Gratitude. People usually say thankful. Like,
“I’m thankful it didn’t rain today, we’da missed our last game.”
Or, “I’m thankful they started using skim milk in my latte, last thing I need is the extra calories.”
Being thankful is good, of course. I’ve been thankful most of my life … ever since, I guess, the Methodist minister’s wife picked me up at the gas station where she found me. I’d run away from kindergarten after daddy dropped me off, I was so afraid of being late again.
But now, in my dotage, I’m pretty much always grateful.
Grateful I can hobble to the bathroom in the morning.
Grateful I can plant my foot against the shovel, and heave piles of dirt in the garden.
Grateful for clarity of mind, and the continuing passion for learning more, about everything.
Grateful for friends who take me, love me, and support me as I am.

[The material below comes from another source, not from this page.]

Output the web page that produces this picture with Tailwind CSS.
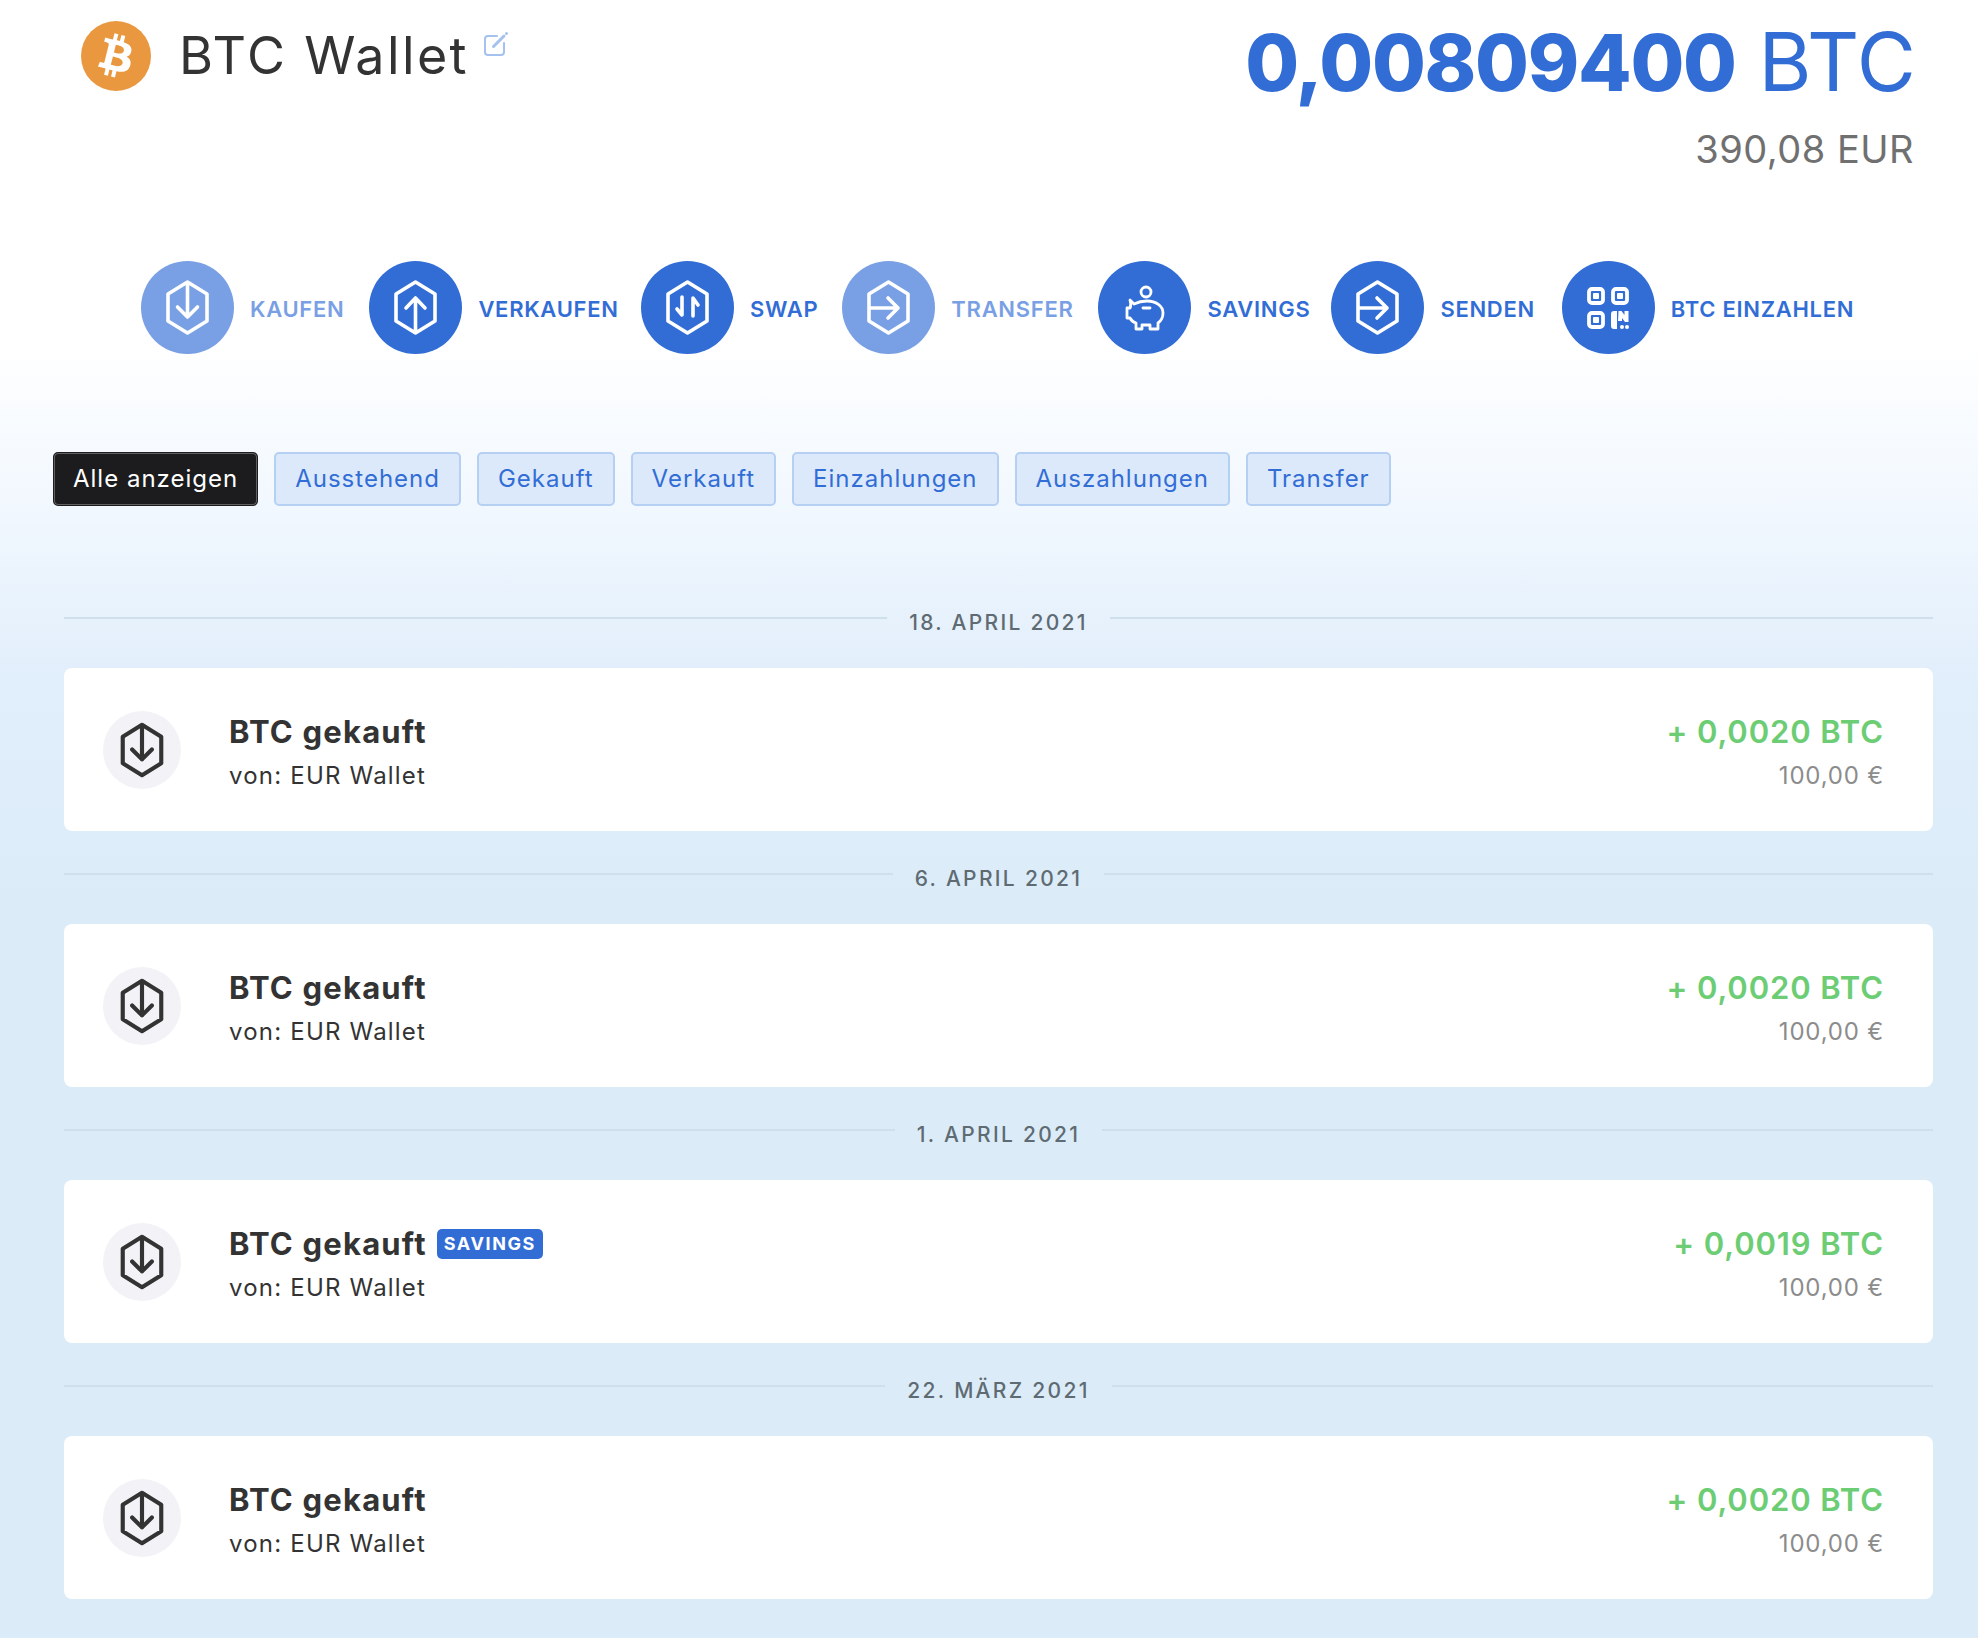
<!DOCTYPE html>
<html lang="de">
<head>
<meta charset="utf-8">
<script src="https://cdn.jsdelivr.net/npm/@tailwindcss/browser@4"></script>
<title>BTC Wallet</title>
</head>
<body class="m-0 font-['Inter',sans-serif]">
<svg class="hidden">
  <symbol id="hex-down" viewBox="0 0 93 93"><path d="M46.5 21 66 33V60L46.5 72 27 60V33Z M46.5 21V56 M36.500 46 46.5 56 56.500 46" fill="none" stroke="currentColor" stroke-linecap="round" stroke-linejoin="round"/></symbol>
  <symbol id="hex-up" viewBox="0 0 93 93"><path d="M46.5 21 66 33V60L46.5 72 27 60V33Z M46.5 72V37 M37 47 46.5 37 56 47" fill="none" stroke="currentColor" stroke-linecap="round" stroke-linejoin="round"/></symbol>
  <symbol id="hex-right" viewBox="0 0 93 93"><path d="M46.5 21 66 33V60L46.5 72 27 60V33Z M27 47H56 M46 37 56 47 46 57" fill="none" stroke="currentColor" stroke-linecap="round" stroke-linejoin="round"/></symbol>
  <symbol id="hex-swap" viewBox="0 0 93 93"><path d="M46.5 21 66 33V60L46.5 72 27 60V33Z M41 36V54L36 48 M52 55V37L57 44" fill="none" stroke="currentColor" stroke-linecap="round" stroke-linejoin="round"/></symbol>
  <symbol id="pig" viewBox="0 0 93 93"><g fill="none" stroke="currentColor" stroke-width="2.800" stroke-linejoin="round" stroke-linecap="round"><circle cx="48" cy="31" r="5"/><path d="M32 39 36 43C40 41 45 40 49 40 58 40 65 45 65 52 65 57 63 60 60 62V68H52V64H44V68H38V62C35 61 33 59 32 57H29V47H32C33 45 33 42 32 39Z"/><path d="M45 47H52"/></g></symbol>
  <symbol id="qr" viewBox="0 0 93 93"><g fill="none" stroke="currentColor" stroke-width="3.800"><rect x="27" y="28" width="14" height="14" rx="3"/><rect x="51" y="28" width="14" height="14" rx="3"/><rect x="27" y="52" width="14" height="14" rx="3"/></g><g fill="currentColor"><rect x="31" y="32" width="6" height="6" rx="1"/><rect x="55" y="32" width="6" height="6" rx="1"/><rect x="31" y="56" width="6" height="6" rx="1"/><path d="M49 53a3 3 0 0 1 3-3h3v18h-3a3 3 0 0 1-3-3Z"/><path d="M56.500 50h3l3 4v-4h4v11h-3.500l-3-4v3h-4Z"/><circle cx="60" cy="66" r="2"/><circle cx="65" cy="66" r="2"/></g></symbol>
</svg>

<div class="h-[1638px] w-[1978px] overflow-hidden bg-[linear-gradient(180deg,#ffffff_0px,#ffffff_340px,#f0f7fe_520px,#e1eefb_680px,#dbecf8_900px)]">
  <header class="flex h-[261px] items-start justify-between pl-[81px] pr-[62px]">
    <div class="mt-[21px] flex items-start">
      <svg class="h-[70px] w-[70px]" viewBox="0 0 24 24"><circle cx="12" cy="12" r="12" fill="#e9983f"/><path fill="#fff" d="M17.288 10.291c.24-1.59-.974-2.45-2.64-3.03l.54-2.153-1.315-.33-.525 2.107c-.345-.087-.705-.167-1.064-.25l.526-2.127-1.32-.33-.54 2.165c-.285-.067-.565-.132-.84-.2l-1.815-.45-.35 1.407s.975.225.955.236c.535.136.63.486.615.766l-1.477 5.92c-.075.166-.24.406-.614.314.015.02-.96-.24-.96-.24l-.66 1.51 1.71.426.93.242-.54 2.19 1.32.327.54-2.17c.36.1.705.19 1.05.273l-.51 2.154 1.32.33.545-2.19c2.24.427 3.93.257 4.64-1.774.57-1.637-.03-2.58-1.217-3.196.854-.193 1.5-.76 1.68-1.93h.01zm-3.01 4.22c-.404 1.64-3.157.75-4.05.53l.72-2.9c.896.23 3.757.67 3.33 2.37zm.41-4.24c-.37 1.49-2.662.735-3.405.55l.654-2.64c.744.18 3.137.524 2.75 2.084v.006z"/></svg>
      <h1 class="ml-[28px] text-[52px] font-normal leading-[70px] tracking-[2.4px] text-[#333333]">BTC Wallet</h1>
      <svg class="ml-[14px] mt-[10px] h-[26px] w-[26px]" viewBox="0 0 26 26" fill="none" stroke="#a5c1ef" stroke-width="2" stroke-linecap="round" stroke-linejoin="round"><path d="M14 5H5a3 3 0 0 0-3 3v13a3 3 0 0 0 3 3h13a3 3 0 0 0 3-3v-9"/><path d="M10.500 15.500 21 5" stroke-width="3"/><path d="M23.500 2.500h.01" stroke-width="3"/></svg>
    </div>
    <div class="text-right">
      <div class="mt-[16px] text-[81px] font-normal leading-[92px] text-[#326dd6]"><span class="text-[78px] font-extrabold tracking-[-1.3px]">0,00809400</span> BTC</div>
      <div class="mr-[2px] mt-[17px] text-[38px] leading-[46px] tracking-[0.5px] text-[#707070]">390,08 EUR</div>
    </div>
  </header>

  <nav class="flex h-[93px] pl-[141px] text-[22px] font-semibold tracking-[0.7px] text-[#326dd6]">
    <a class="flex items-center gap-[16px] opacity-65"><span class="h-[93px] w-[93px] rounded-full bg-[#326dd6] text-white"><svg class="h-full w-full stroke-[3.6]"><use href="#hex-down"/></svg></span><span class="mt-[3px]">KAUFEN</span></a>
    <a class="ml-[25px] flex items-center gap-[16px]"><span class="h-[93px] w-[93px] rounded-full bg-[#326dd6] text-white"><svg class="h-full w-full stroke-[3.6]"><use href="#hex-up"/></svg></span><span class="mt-[3px]">VERKAUFEN</span></a>
    <a class="ml-[22.5px] flex items-center gap-[16px]"><span class="h-[93px] w-[93px] rounded-full bg-[#326dd6] text-white"><svg class="h-full w-full stroke-[3.6]"><use href="#hex-swap"/></svg></span><span class="mt-[3px]">SWAP</span></a>
    <a class="ml-[24px] flex items-center gap-[16px] opacity-65"><span class="h-[93px] w-[93px] rounded-full bg-[#326dd6] text-white"><svg class="h-full w-full stroke-[3.6]"><use href="#hex-right"/></svg></span><span class="mt-[3px]">TRANSFER</span></a>
    <a class="ml-[25px] flex items-center gap-[16px]"><span class="h-[93px] w-[93px] rounded-full bg-[#326dd6] text-white"><svg class="h-full w-full"><use href="#pig"/></svg></span><span class="mt-[3px]">SAVINGS</span></a>
    <a class="ml-[21px] flex items-center gap-[16px]"><span class="h-[93px] w-[93px] rounded-full bg-[#326dd6] text-white"><svg class="h-full w-full stroke-[3.6]"><use href="#hex-right"/></svg></span><span class="mt-[3px]">SENDEN</span></a>
    <a class="ml-[27px] flex items-center gap-[16px]"><span class="h-[93px] w-[93px] rounded-full bg-[#326dd6] text-white"><svg class="h-full w-full"><use href="#qr"/></svg></span><span class="mt-[3px]">BTC EINZAHLEN</span></a>
  </nav>

  <div class="mt-[98px] flex gap-[16px] pl-[53px] text-[24px] leading-[50px] tracking-[1px] text-[#326dd6]">
    <button class="h-[54px] rounded-[5px] border-2 border-[#1c1c1e] bg-[#1c1c1e] px-[18px] text-white outline outline-1 -outline-offset-2 outline-white/30">Alle anzeigen</button>
    <button class="h-[54px] rounded-[5px] border-2 border-[#b6d0f3] bg-[#dce9fa] px-[19px]">Ausstehend</button>
    <button class="h-[54px] rounded-[5px] border-2 border-[#b6d0f3] bg-[#dce9fa] px-[19px]">Gekauft</button>
    <button class="h-[54px] rounded-[5px] border-2 border-[#b6d0f3] bg-[#dce9fa] px-[19px]">Verkauft</button>
    <button class="h-[54px] rounded-[5px] border-2 border-[#b6d0f3] bg-[#dce9fa] px-[19px]">Einzahlungen</button>
    <button class="h-[54px] rounded-[5px] border-2 border-[#b6d0f3] bg-[#dce9fa] px-[19px]">Auszahlungen</button>
    <button class="h-[54px] rounded-[5px] border-2 border-[#b6d0f3] bg-[#dce9fa] px-[19px]">Transfer</button>
  </div>

  <main class="mt-[94px] pl-[64px] pr-[45px]">
    <div class="flex h-[44px] items-center gap-[22px] text-[21px] font-medium tracking-[2.3px] text-[#5f6b72]"><span class="mt-[-8px] h-[2px] flex-1 bg-[#cfdfec]"></span><span class="mt-[1px]">18. APRIL 2021</span><span class="mt-[-8px] h-[2px] flex-1 bg-[#cfdfec]"></span></div>
    <article class="mt-[24px] flex h-[163px] items-center rounded-[8px] bg-white pl-[39px] pr-[49px]">
      <span class="h-[78px] w-[78px] rounded-full bg-[#f2f2f7] text-[#333333]"><svg class="h-full w-full stroke-[4.2]" viewBox="7 7 79 79"><use href="#hex-down" width="93" height="93"/></svg></span>
      <div class="ml-[48px] flex-1 pt-[8px]"><div class="text-[31px] font-bold leading-[40px] tracking-[1.2px] text-[#333333]">BTC gekauft</div><div class="mt-[4px] text-[24px] leading-[40px] tracking-[1.2px] text-[#333333]">von: EUR Wallet</div></div>
      <div class="pt-[8px] text-right"><div class="text-[31px] font-semibold leading-[40px] tracking-[0.9px] text-[#6ccd74]">+ 0,0020 BTC</div><div class="mt-[4px] text-[24px] leading-[40px] tracking-[0.8px] text-[#8c8c8c]">100,00 €</div></div>
    </article>

    <div class="mt-[25px] flex h-[44px] items-center gap-[22px] text-[21px] font-medium tracking-[2.3px] text-[#5f6b72]"><span class="mt-[-8px] h-[2px] flex-1 bg-[#cfdfec]"></span><span class="mt-[1px]">6. APRIL 2021</span><span class="mt-[-8px] h-[2px] flex-1 bg-[#cfdfec]"></span></div>
    <article class="mt-[24px] flex h-[163px] items-center rounded-[8px] bg-white pl-[39px] pr-[49px]">
      <span class="h-[78px] w-[78px] rounded-full bg-[#f2f2f7] text-[#333333]"><svg class="h-full w-full stroke-[4.2]" viewBox="7 7 79 79"><use href="#hex-down" width="93" height="93"/></svg></span>
      <div class="ml-[48px] flex-1 pt-[8px]"><div class="text-[31px] font-bold leading-[40px] tracking-[1.2px] text-[#333333]">BTC gekauft</div><div class="mt-[4px] text-[24px] leading-[40px] tracking-[1.2px] text-[#333333]">von: EUR Wallet</div></div>
      <div class="pt-[8px] text-right"><div class="text-[31px] font-semibold leading-[40px] tracking-[0.9px] text-[#6ccd74]">+ 0,0020 BTC</div><div class="mt-[4px] text-[24px] leading-[40px] tracking-[0.8px] text-[#8c8c8c]">100,00 €</div></div>
    </article>

    <div class="mt-[25px] flex h-[44px] items-center gap-[22px] text-[21px] font-medium tracking-[2.3px] text-[#5f6b72]"><span class="mt-[-8px] h-[2px] flex-1 bg-[#cfdfec]"></span><span class="mt-[1px]">1. APRIL 2021</span><span class="mt-[-8px] h-[2px] flex-1 bg-[#cfdfec]"></span></div>
    <article class="mt-[24px] flex h-[163px] items-center rounded-[8px] bg-white pl-[39px] pr-[49px]">
      <span class="h-[78px] w-[78px] rounded-full bg-[#f2f2f7] text-[#333333]"><svg class="h-full w-full stroke-[4.2]" viewBox="7 7 79 79"><use href="#hex-down" width="93" height="93"/></svg></span>
      <div class="ml-[48px] flex-1 pt-[8px]"><div class="flex items-center text-[31px] font-bold leading-[40px] tracking-[1.2px] text-[#333333]">BTC gekauft<span class="ml-[10px] rounded-[5px] bg-[#326dd6] px-[7px] text-[18px] font-bold leading-[30px] tracking-[1.6px] text-white">SAVINGS</span></div><div class="mt-[4px] text-[24px] leading-[40px] tracking-[1.2px] text-[#333333]">von: EUR Wallet</div></div>
      <div class="pt-[8px] text-right"><div class="text-[31px] font-semibold leading-[40px] tracking-[0.9px] text-[#6ccd74]">+ 0,0019 BTC</div><div class="mt-[4px] text-[24px] leading-[40px] tracking-[0.8px] text-[#8c8c8c]">100,00 €</div></div>
    </article>

    <div class="mt-[25px] flex h-[44px] items-center gap-[22px] text-[21px] font-medium tracking-[2.3px] text-[#5f6b72]"><span class="mt-[-8px] h-[2px] flex-1 bg-[#cfdfec]"></span><span class="mt-[1px]">22. MÄRZ 2021</span><span class="mt-[-8px] h-[2px] flex-1 bg-[#cfdfec]"></span></div>
    <article class="mt-[24px] flex h-[163px] items-center rounded-[8px] bg-white pl-[39px] pr-[49px]">
      <span class="h-[78px] w-[78px] rounded-full bg-[#f2f2f7] text-[#333333]"><svg class="h-full w-full stroke-[4.2]" viewBox="7 7 79 79"><use href="#hex-down" width="93" height="93"/></svg></span>
      <div class="ml-[48px] flex-1 pt-[8px]"><div class="text-[31px] font-bold leading-[40px] tracking-[1.2px] text-[#333333]">BTC gekauft</div><div class="mt-[4px] text-[24px] leading-[40px] tracking-[1.2px] text-[#333333]">von: EUR Wallet</div></div>
      <div class="pt-[8px] text-right"><div class="text-[31px] font-semibold leading-[40px] tracking-[0.9px] text-[#6ccd74]">+ 0,0020 BTC</div><div class="mt-[4px] text-[24px] leading-[40px] tracking-[0.8px] text-[#8c8c8c]">100,00 €</div></div>
    </article>
  </main>
</div>
</body>
</html>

Grateful for sunshine, and rain, and every season under God’s heaven — even this week in February, 2021, when we’re iced-and-snowed in. At this point, they all have a poignancy I’ve never experienced before.
We never know when our last breath will be drawn, our last hugs given to those we care about, our last expression of love, however large or small.
My most recent experience of love expression was the cleaning out of my garage. My son and grands helped, and we filled a dumpster with stuff that, had I not done it then, they’d have had to face it when all my “lasts” were done.
I think about that a lot. My home, which I’m grateful for, is an estate sale in waiting. I know that, and it helps me take things a little lighter.
We’re all in this big parler game called life, waiting for our number to be called. And while we play this game, let’s be grateful for the brilliant, heartbreaking, surprising, messy, beautiful life we’re living.
And may we never forget … there’s a last time for everything.